* **Data section**:
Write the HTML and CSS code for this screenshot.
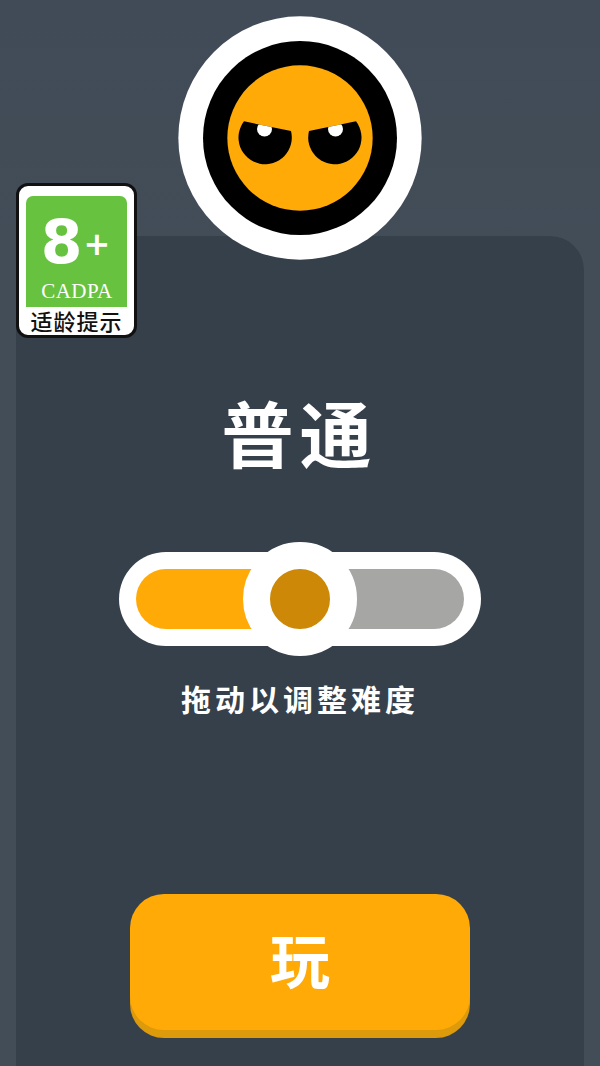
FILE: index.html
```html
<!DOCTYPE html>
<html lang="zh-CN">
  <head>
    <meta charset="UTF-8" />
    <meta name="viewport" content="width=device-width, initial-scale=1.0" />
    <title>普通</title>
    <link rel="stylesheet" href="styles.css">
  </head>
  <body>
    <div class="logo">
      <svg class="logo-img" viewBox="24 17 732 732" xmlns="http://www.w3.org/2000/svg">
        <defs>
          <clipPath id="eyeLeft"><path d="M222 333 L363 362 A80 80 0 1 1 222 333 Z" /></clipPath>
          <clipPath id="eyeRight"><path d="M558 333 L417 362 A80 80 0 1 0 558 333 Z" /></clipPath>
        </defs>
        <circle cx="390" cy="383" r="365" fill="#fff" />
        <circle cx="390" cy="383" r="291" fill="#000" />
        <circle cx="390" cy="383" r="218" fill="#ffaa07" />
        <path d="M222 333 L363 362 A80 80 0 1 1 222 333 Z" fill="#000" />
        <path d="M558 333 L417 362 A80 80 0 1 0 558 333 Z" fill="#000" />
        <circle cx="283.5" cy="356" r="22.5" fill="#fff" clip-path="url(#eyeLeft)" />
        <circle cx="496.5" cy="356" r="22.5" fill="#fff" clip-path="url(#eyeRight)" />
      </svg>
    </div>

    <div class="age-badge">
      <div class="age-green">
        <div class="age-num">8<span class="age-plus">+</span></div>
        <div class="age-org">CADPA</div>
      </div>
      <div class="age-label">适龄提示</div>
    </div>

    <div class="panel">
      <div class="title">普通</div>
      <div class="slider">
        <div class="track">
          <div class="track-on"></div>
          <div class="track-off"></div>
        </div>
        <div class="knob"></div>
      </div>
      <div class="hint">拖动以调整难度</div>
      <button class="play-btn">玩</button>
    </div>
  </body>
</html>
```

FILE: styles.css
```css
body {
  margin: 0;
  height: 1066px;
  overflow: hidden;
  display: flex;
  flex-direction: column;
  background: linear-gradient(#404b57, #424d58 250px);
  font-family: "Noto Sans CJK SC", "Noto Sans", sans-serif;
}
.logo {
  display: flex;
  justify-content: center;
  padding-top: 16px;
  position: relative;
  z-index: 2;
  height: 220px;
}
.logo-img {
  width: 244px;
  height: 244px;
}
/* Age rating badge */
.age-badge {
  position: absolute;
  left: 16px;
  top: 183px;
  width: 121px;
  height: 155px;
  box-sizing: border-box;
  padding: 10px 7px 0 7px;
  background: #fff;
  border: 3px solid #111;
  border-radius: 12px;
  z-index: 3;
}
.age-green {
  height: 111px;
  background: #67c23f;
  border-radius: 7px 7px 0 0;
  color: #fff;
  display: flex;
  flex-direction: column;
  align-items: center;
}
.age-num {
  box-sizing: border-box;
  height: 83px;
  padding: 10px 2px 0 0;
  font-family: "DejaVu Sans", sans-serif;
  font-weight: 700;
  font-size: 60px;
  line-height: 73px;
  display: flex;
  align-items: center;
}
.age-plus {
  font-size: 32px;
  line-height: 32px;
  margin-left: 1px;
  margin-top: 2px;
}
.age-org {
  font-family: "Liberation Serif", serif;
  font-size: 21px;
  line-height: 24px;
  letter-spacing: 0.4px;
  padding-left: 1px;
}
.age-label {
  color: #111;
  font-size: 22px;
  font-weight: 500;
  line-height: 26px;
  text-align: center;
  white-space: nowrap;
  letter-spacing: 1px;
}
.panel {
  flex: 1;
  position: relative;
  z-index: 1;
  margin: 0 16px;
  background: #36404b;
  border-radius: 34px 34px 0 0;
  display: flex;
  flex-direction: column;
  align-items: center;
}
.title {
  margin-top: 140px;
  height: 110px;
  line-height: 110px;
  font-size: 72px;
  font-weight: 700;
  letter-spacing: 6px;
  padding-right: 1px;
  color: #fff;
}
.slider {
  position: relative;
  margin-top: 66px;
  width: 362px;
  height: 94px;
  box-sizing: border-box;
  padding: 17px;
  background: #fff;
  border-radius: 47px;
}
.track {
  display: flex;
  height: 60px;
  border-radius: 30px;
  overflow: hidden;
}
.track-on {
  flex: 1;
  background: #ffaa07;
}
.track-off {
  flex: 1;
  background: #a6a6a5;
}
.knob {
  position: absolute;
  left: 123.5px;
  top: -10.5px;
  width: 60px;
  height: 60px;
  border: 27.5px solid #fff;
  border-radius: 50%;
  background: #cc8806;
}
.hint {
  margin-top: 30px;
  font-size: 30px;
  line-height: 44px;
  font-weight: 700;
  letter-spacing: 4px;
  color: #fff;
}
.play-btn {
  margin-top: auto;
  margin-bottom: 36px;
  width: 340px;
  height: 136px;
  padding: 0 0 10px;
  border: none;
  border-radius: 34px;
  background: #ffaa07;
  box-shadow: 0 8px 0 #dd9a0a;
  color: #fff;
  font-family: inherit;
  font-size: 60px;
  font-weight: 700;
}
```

* **Work to complete**:
Extract the full listing above verbatim; pictures are to be left out of the copy.

* **Full response**:
Write the HTML and CSS code for this screenshot.
FILE: index.html
```html
<!DOCTYPE html>
<html lang="zh-CN">
  <head>
    <meta charset="UTF-8" />
    <meta name="viewport" content="width=device-width, initial-scale=1.0" />
    <title>普通</title>
    <link rel="stylesheet" href="styles.css">
  </head>
  <body>
    <div class="logo">
      <svg class="logo-img" viewBox="24 17 732 732" xmlns="http://www.w3.org/2000/svg">
        <defs>
          <clipPath id="eyeLeft"><path d="M222 333 L363 362 A80 80 0 1 1 222 333 Z" /></clipPath>
          <clipPath id="eyeRight"><path d="M558 333 L417 362 A80 80 0 1 0 558 333 Z" /></clipPath>
        </defs>
        <circle cx="390" cy="383" r="365" fill="#fff" />
        <circle cx="390" cy="383" r="291" fill="#000" />
        <circle cx="390" cy="383" r="218" fill="#ffaa07" />
        <path d="M222 333 L363 362 A80 80 0 1 1 222 333 Z" fill="#000" />
        <path d="M558 333 L417 362 A80 80 0 1 0 558 333 Z" fill="#000" />
        <circle cx="283.5" cy="356" r="22.5" fill="#fff" clip-path="url(#eyeLeft)" />
        <circle cx="496.5" cy="356" r="22.5" fill="#fff" clip-path="url(#eyeRight)" />
      </svg>
    </div>

    <div class="age-badge">
      <div class="age-green">
        <div class="age-num">8<span class="age-plus">+</span></div>
        <div class="age-org">CADPA</div>
      </div>
      <div class="age-label">适龄提示</div>
    </div>

    <div class="panel">
      <div class="title">普通</div>
      <div class="slider">
        <div class="track">
          <div class="track-on"></div>
          <div class="track-off"></div>
        </div>
        <div class="knob"></div>
      </div>
      <div class="hint">拖动以调整难度</div>
      <button class="play-btn">玩</button>
    </div>
  </body>
</html>
```

FILE: styles.css
```css
body {
  margin: 0;
  height: 1066px;
  overflow: hidden;
  display: flex;
  flex-direction: column;
  background: linear-gradient(#404b57, #424d58 250px);
  font-family: "Noto Sans CJK SC", "Noto Sans", sans-serif;
}
.logo {
  display: flex;
  justify-content: center;
  padding-top: 16px;
  position: relative;
  z-index: 2;
  height: 220px;
}
.logo-img {
  width: 244px;
  height: 244px;
}
/* Age rating badge */
.age-badge {
  position: absolute;
  left: 16px;
  top: 183px;
  width: 121px;
  height: 155px;
  box-sizing: border-box;
  padding: 10px 7px 0 7px;
  background: #fff;
  border: 3px solid #111;
  border-radius: 12px;
  z-index: 3;
}
.age-green {
  height: 111px;
  background: #67c23f;
  border-radius: 7px 7px 0 0;
  color: #fff;
  display: flex;
  flex-direction: column;
  align-items: center;
}
.age-num {
  box-sizing: border-box;
  height: 83px;
  padding: 10px 2px 0 0;
  font-family: "DejaVu Sans", sans-serif;
  font-weight: 700;
  font-size: 60px;
  line-height: 73px;
  display: flex;
  align-items: center;
}
.age-plus {
  font-size: 32px;
  line-height: 32px;
  margin-left: 1px;
  margin-top: 2px;
}
.age-org {
  font-family: "Liberation Serif", serif;
  font-size: 21px;
  line-height: 24px;
  letter-spacing: 0.4px;
  padding-left: 1px;
}
.age-label {
  color: #111;
  font-size: 22px;
  font-weight: 500;
  line-height: 26px;
  text-align: center;
  white-space: nowrap;
  letter-spacing: 1px;
}
.panel {
  flex: 1;
  position: relative;
  z-index: 1;
  margin: 0 16px;
  background: #36404b;
  border-radius: 34px 34px 0 0;
  display: flex;
  flex-direction: column;
  align-items: center;
}
.title {
  margin-top: 140px;
  height: 110px;
  line-height: 110px;
  font-size: 72px;
  font-weight: 700;
  letter-spacing: 6px;
  padding-right: 1px;
  color: #fff;
}
.slider {
  position: relative;
  margin-top: 66px;
  width: 362px;
  height: 94px;
  box-sizing: border-box;
  padding: 17px;
  background: #fff;
  border-radius: 47px;
}
.track {
  display: flex;
  height: 60px;
  border-radius: 30px;
  overflow: hidden;
}
.track-on {
  flex: 1;
  background: #ffaa07;
}
.track-off {
  flex: 1;
  background: #a6a6a5;
}
.knob {
  position: absolute;
  left: 123.5px;
  top: -10.5px;
  width: 60px;
  height: 60px;
  border: 27.5px solid #fff;
  border-radius: 50%;
  background: #cc8806;
}
.hint {
  margin-top: 30px;
  font-size: 30px;
  line-height: 44px;
  font-weight: 700;
  letter-spacing: 4px;
  color: #fff;
}
.play-btn {
  margin-top: auto;
  margin-bottom: 36px;
  width: 340px;
  height: 136px;
  padding: 0 0 10px;
  border: none;
  border-radius: 34px;
  background: #ffaa07;
  box-shadow: 0 8px 0 #dd9a0a;
  color: #fff;
  font-family: inherit;
  font-size: 60px;
  font-weight: 700;
}
```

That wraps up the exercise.